Haderlie is an undergraduate advisor in the Psychology Department. As the book chapter explains, Haderlie headed up the creation of an augmented reality game that “was designed to (1) acquaint students with the institution (USU) and the psychology department’s program requirements and (2) form connection between students and their academic advisor” (Haderlie, Chauhan, Lewis, & Litts, 2019, p. 4). More than 80 students played the game during the prototype testing to walk through a mini game-like experience of their graduation requirements. Most students (71%) reported they would continue using the game in subsequent years.

Apoorva Chauhan, Whitney Lewis, and Tressa Haderlie
Apoorva Chauhan, Whitney Lewis, and Tressa Haderlie

Chauhan explained, “Tressa’s idea of The Graduation Game and the low-fidelity prototypes she developed to playtest her game made me believe in the game’s potential to be useful for students to know and remember the requirements of their academic program.”

The book chapter about The Graduation Game outlines in detail the iterative design process they used to create the game and the affordances of augmented reality for this type of learning.

In addition to a book chapter on this real-world class project, Dr. Breanne Litts, the course instructor, reported another published book chapter from students in the course. “Apoorva Chauhan and Whitney Lewis also published a more theoretical piece to build our understanding of mobile technologies for learning,” Dr. Litts said.

The theoretical framework quadrant develeoped by Chauhan, Lewis, and Litts. Read the book chapter for more detials and futher explanation.
The theoretical framework quadrant develeoped by Chauhan, Lewis, and Litts

Chauhan remembers getting an email after the completion of the course for “an opportunity to write book chapters on the materials we covered.” Chauhan and Lewis’ theoretical piece puts forward a theoretical framework to aid in the learning design of augmented reality experiences.

“We present an argument that ‘location’ (user’s physical location) and ‘place’ (user’s engagement with his/her physical location) are the two key design dimensions for Augmented Reality (AR) based educational technologies,” Chauhan said.
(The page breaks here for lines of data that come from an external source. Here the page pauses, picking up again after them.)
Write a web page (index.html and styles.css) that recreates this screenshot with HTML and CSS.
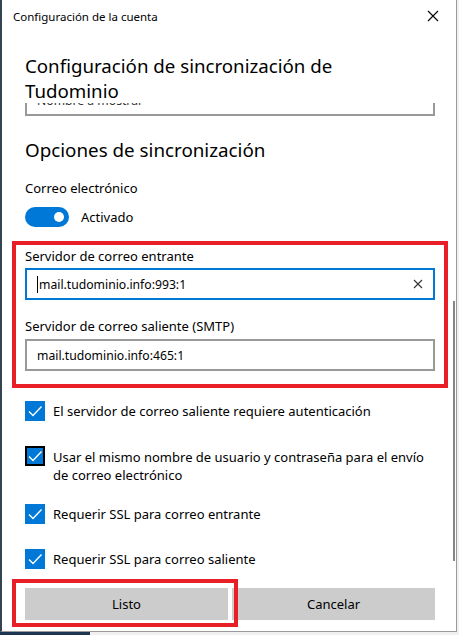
FILE: index.html
```html
<!DOCTYPE html>
<html lang="es">
<head>
    <meta charset="UTF-8">
    <meta name="viewport" content="width=device-width, initial-scale=1.0">
    <title>Configuración de la cuenta</title>
    <link rel="stylesheet" href="styles.css">
</head>
<body>
    <div class="window">
        <div class="titlebar">
            <span class="titlebar-text">Configuración de la cuenta</span>
            <svg class="close-icon" width="12" height="12" viewBox="0 0 12 12">
                <path d="M1 1 L11 11 M11 1 L1 11" stroke="#000" stroke-width="1.1" fill="none"/>
            </svg>
        </div>

        <h1 class="page-title">Configuración de sincronización de Tudominio</h1>

        <div class="scroll-area">
            <div class="content">
                <div class="textbox textbox-clipped">Nombre a mostrar</div>

                <h2 class="section-title">Opciones de sincronización</h2>

                <div class="field-label">Correo electrónico</div>
                <div class="toggle-row">
                    <span class="toggle"><span class="toggle-knob"></span></span>
                    <span>Activado</span>
                </div>

                <div class="highlight-box">
                    <div class="field-label">Servidor de correo entrante</div>
                    <div class="textbox textbox-focused">
                        <span class="caret"></span>
                        <span class="textbox-value">mail.tudominio.info:993:1</span>
                        <svg class="clear-icon" width="10" height="10" viewBox="0 0 10 10">
                            <path d="M1 1 L9 9 M9 1 L1 9" stroke="#333" stroke-width="1.1" fill="none"/>
                        </svg>
                    </div>
                    <div class="field-label label-spaced">Servidor de correo saliente (SMTP)</div>
                    <div class="textbox">
                        <span class="textbox-value">mail.tudominio.info:465:1</span>
                    </div>
                </div>

                <div class="check-list">
                    <div class="check-row">
                        <span class="checkbox"><svg width="20" height="20" viewBox="0 0 20 20"><path d="M4 10.5 L8 14.5 L16.5 5.5" stroke="#fff" stroke-width="1.4" fill="none"/></svg></span>
                        <span class="check-text">El servidor de correo saliente requiere autenticación</span>
                    </div>
                    <div class="check-row check-row-multi">
                        <span class="checkbox checkbox-focused"><svg width="20" height="20" viewBox="0 0 20 20"><path d="M4 10.5 L8 14.5 L16.5 5.5" stroke="#fff" stroke-width="1.4" fill="none"/></svg></span>
                        <span class="check-text">Usar el mismo nombre de usuario y contraseña para el envío de correo electrónico</span>
                    </div>
                    <div class="check-row">
                        <span class="checkbox"><svg width="20" height="20" viewBox="0 0 20 20"><path d="M4 10.5 L8 14.5 L16.5 5.5" stroke="#fff" stroke-width="1.4" fill="none"/></svg></span>
                        <span class="check-text">Requerir SSL para correo entrante</span>
                    </div>
                    <div class="check-row">
                        <span class="checkbox"><svg width="20" height="20" viewBox="0 0 20 20"><path d="M4 10.5 L8 14.5 L16.5 5.5" stroke="#fff" stroke-width="1.4" fill="none"/></svg></span>
                        <span class="check-text">Requerir SSL para correo saliente</span>
                    </div>
                </div>
            </div>
            <div class="scroll-thumb"></div>
        </div>

        <div class="footer">
            <button class="btn">Listo</button>
            <button class="btn">Cancelar</button>
            <div class="btn-highlight"></div>
        </div>
    </div>
    <div class="desktop-strip"></div>
</body>
</html>
```

FILE: styles.css
```css
body {
    margin: 0;
    background-color: #f0f0f0;
    font-family: "Noto Sans", "Open Sans", Arial, sans-serif;
    color: #000;
    overflow: hidden;
}
.window {
    width: 454px;
    height: 631px;
    background-color: #ffffff;
    border-left: 2px solid #34444f;
    border-right: 1px solid #9a9a9a;
    border-bottom: 1px solid #9a9a9a;
    display: flex;
    flex-direction: column;
    position: relative;
}
.titlebar {
    height: 32px;
    display: flex;
    align-items: center;
    justify-content: space-between;
    padding: 0 17px 0 11px;
}
.titlebar-text {
    font-size: 11.5px;
}
.close-icon {
    display: block;
}
.page-title {
    margin: 21px 0 0 23px;
    font-size: 18.7px;
    font-weight: 400;
    line-height: 25px;
    width: 320px;
    position: relative;
    z-index: 1;
}
.scroll-area {
    flex: 1;
    overflow: hidden;
    position: relative;
}
.content {
    padding: 0 21px 0 23px;
}
.textbox {
    height: 32px;
    box-sizing: border-box;
    border: 2px solid #999999;
    padding: 0 10px;
    display: flex;
    align-items: center;
    font-size: 12.2px;
}
.textbox-clipped {
    margin-top: -19px;
    color: #333;
}
.textbox-focused {
    border-color: #0078d7;
}
.caret {
    width: 1px;
    height: 17px;
    background-color: #000;
    margin-right: 1px;
}
.textbox-value {
    flex: 1;
}
.section-title {
    margin: 21px 0 0;
    font-size: 18.8px;
    font-weight: 400;
    line-height: 26px;
}
.field-label {
    font-size: 13px;
    line-height: 20px;
    margin-top: 15px;
}
.toggle-row {
    display: flex;
    align-items: center;
    gap: 12px;
    margin-top: 9px;
    font-size: 13px;
}
.toggle {
    width: 44px;
    height: 20px;
    border-radius: 10px;
    background-color: #0078d7;
    position: relative;
}
.toggle-knob {
    position: absolute;
    top: 5px;
    right: 5px;
    width: 10px;
    height: 10px;
    border-radius: 50%;
    background-color: #fff;
}
.highlight-box {
    margin: 14px -13px 0;
    border: 4px solid #e81f27;
    padding: 1px 9px 13px;
}
.highlight-box .field-label {
    margin-top: 0;
    margin-bottom: 2px;
}
.highlight-box .label-spaced {
    margin-top: 16px;
    margin-bottom: 3px;
}
.check-list {
    margin-top: 13px;
    display: flex;
    flex-direction: column;
    gap: 25px;
}
.check-row {
    display: flex;
    align-items: flex-start;
    gap: 8px;
    font-size: 13px;
    line-height: 20px;
}
.check-row-multi {
    line-height: 18px;
    margin-bottom: -5px;
}
.check-row-multi .check-text {
    padding-top: 2px;
}
.checkbox {
    width: 20px;
    height: 20px;
    flex-shrink: 0;
    background-color: #0078d7;
    box-sizing: border-box;
}
.checkbox svg {
    display: block;
}
.checkbox-focused {
    border: 2px solid #000;
}
.checkbox-focused svg {
    margin: -2px;
}
.scroll-thumb {
    position: absolute;
    right: 1px;
    top: 198px;
    width: 2px;
    height: 260px;
    background-color: #858585;
}
.footer {
    display: flex;
    gap: 4px;
    padding: 0 21px 11px 23px;
    position: relative;
}
.btn {
    flex: 1;
    height: 32px;
    border: none;
    background-color: #cccccc;
    font-family: inherit;
    font-size: 13px;
    color: #000;
    padding: 0;
}
.btn-highlight {
    position: absolute;
    left: 10px;
    top: -9px;
    width: 218px;
    height: 40px;
    border: 4px solid #e81f27;
}
.desktop-strip {
    height: 3px;
    width: 90px;
    background-color: #1c3550;
}
```
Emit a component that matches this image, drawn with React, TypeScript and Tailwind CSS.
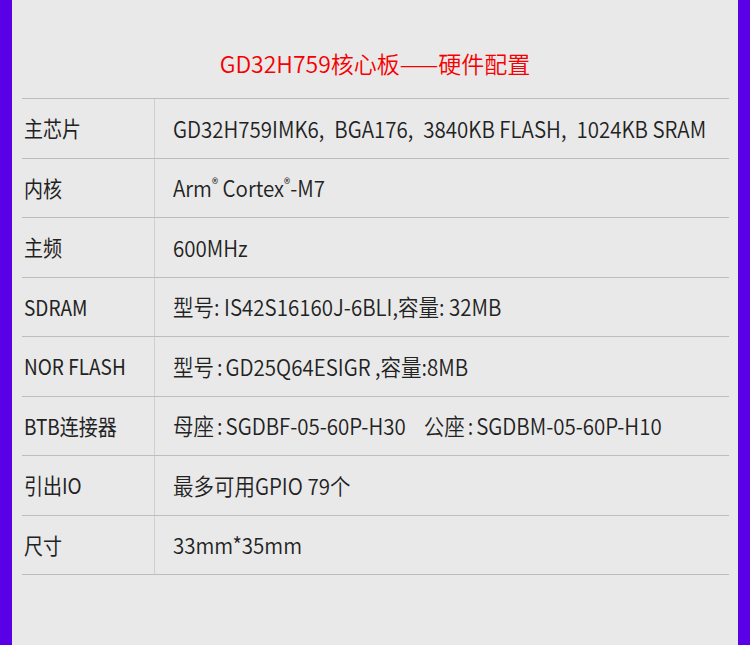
import React from "react";

const Colon = () => <span className="mx-[3px]">:</span>;
const Comma = () => <span className="mr-[10px]">,</span>;
const Reg = () => <span className="relative -top-[7px] text-[13px]">®</span>;

const rows: { label: string; value: React.ReactNode }[] = [
   {
      label: "主芯片",
      value: (
         <>
            GD32H759IMK6<Comma />BGA176<Comma />3840KB FLASH<Comma />1024KB SRAM
         </>
      ),
   },
   {
      label: "内核",
      value: (
         <>
            Arm<Reg /> Cortex<Reg />-M7
         </>
      ),
   },
   { label: "主频", value: "600MHz" },
   { label: "SDRAM", value: "型号: IS42S16160J-6BLI,容量: 32MB" },
   {
      label: "NOR FLASH",
      value: (
         <>
            型号<Colon />GD25Q64ESIGR ,容量:8MB
         </>
      ),
   },
   {
      label: "BTB连接器",
      value: (
         <>
            母座<Colon />SGDBF-05-60P-H30<span className="ml-[18px]">公座</span>
            <Colon />SGDBM-05-60P-H10
         </>
      ),
   },
   { label: "引出IO", value: "最多可用GPIO 79个" },
   { label: "尺寸", value: "33mm*35mm" },
];

export default function App() {
   return (
      <div
         className="flex w-[750px] h-[645px] bg-[#5a00e6]"
         style={{ fontFamily: '"Noto Sans CJK SC", "Noto Sans", sans-serif' }}
      >
         <div className="flex flex-col w-[726px] h-full ml-[12px] bg-[#e9e9e9] px-[10px]">
            <h1 className="h-[98px] pt-[47px] text-center text-[23px] leading-[32px] text-[#f50000] font-[350]">
               GD32H759核心板——硬件配置
            </h1>
            <div className="w-[707px] border-t border-[#bdbdbd]">
               {rows.map((row, i) => (
                  <div key={i} className="flex h-[59.5px] border-b border-[#bdbdbd]">
                     <div className="flex items-center w-[133px] pl-[2px] border-r border-[#cfcfcf] text-[19px] text-[#222]">
                        <span className="inline-block scale-y-[1.12]">{row.label}</span>
                     </div>
                     <div className="flex items-center pl-[18px] text-[20.5px] text-[#222] font-[350]">
                        <span className="inline-block scale-y-[1.1] whitespace-nowrap">{row.value}</span>
                     </div>
                  </div>
               ))}
            </div>
         </div>
      </div>
   );
}
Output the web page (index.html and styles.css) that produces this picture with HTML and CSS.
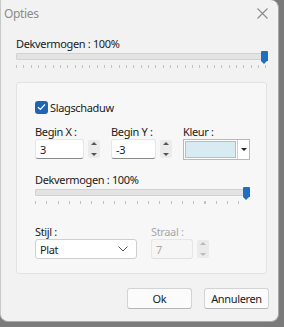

The y-axis of a quadrant they designed relates to place engagement, or the “sociological, ideological, political, and ecological dimensions” of a location. The x-axis relates to the physical location the game is being played in and whether it’s necessary for gameplay. The authors then identified where various existing augmented reality games would fit within their quadrant.

Dr. Breanne Litts
Dr. Breanne Litts, the Mobile Technologies instructor and an author on both papers

“I hope after reading this chapter, designers will be more inclined to use ‘location’ and ‘place’ in their design of mobile technologies for learning, which in turn, would allow situated learning,” Chauhan explained.

The Handbook of Mobile Teaching and Learning, the book these chapters are published in, provides “provides in-depth background information and cases studies in high technology teaching and learning” regarding mobile technologies. The book includes chapters about using cell phones and tablets in the classroom, apps used for teaching and learning, virtual reality, augmented reality, and more. You can get the book or learn more about it on Springer’s website.

Dr. Litts emphasizes, “Our students can build on what they do in our classes and turn this work into publications and/or real world projects for use in practice.”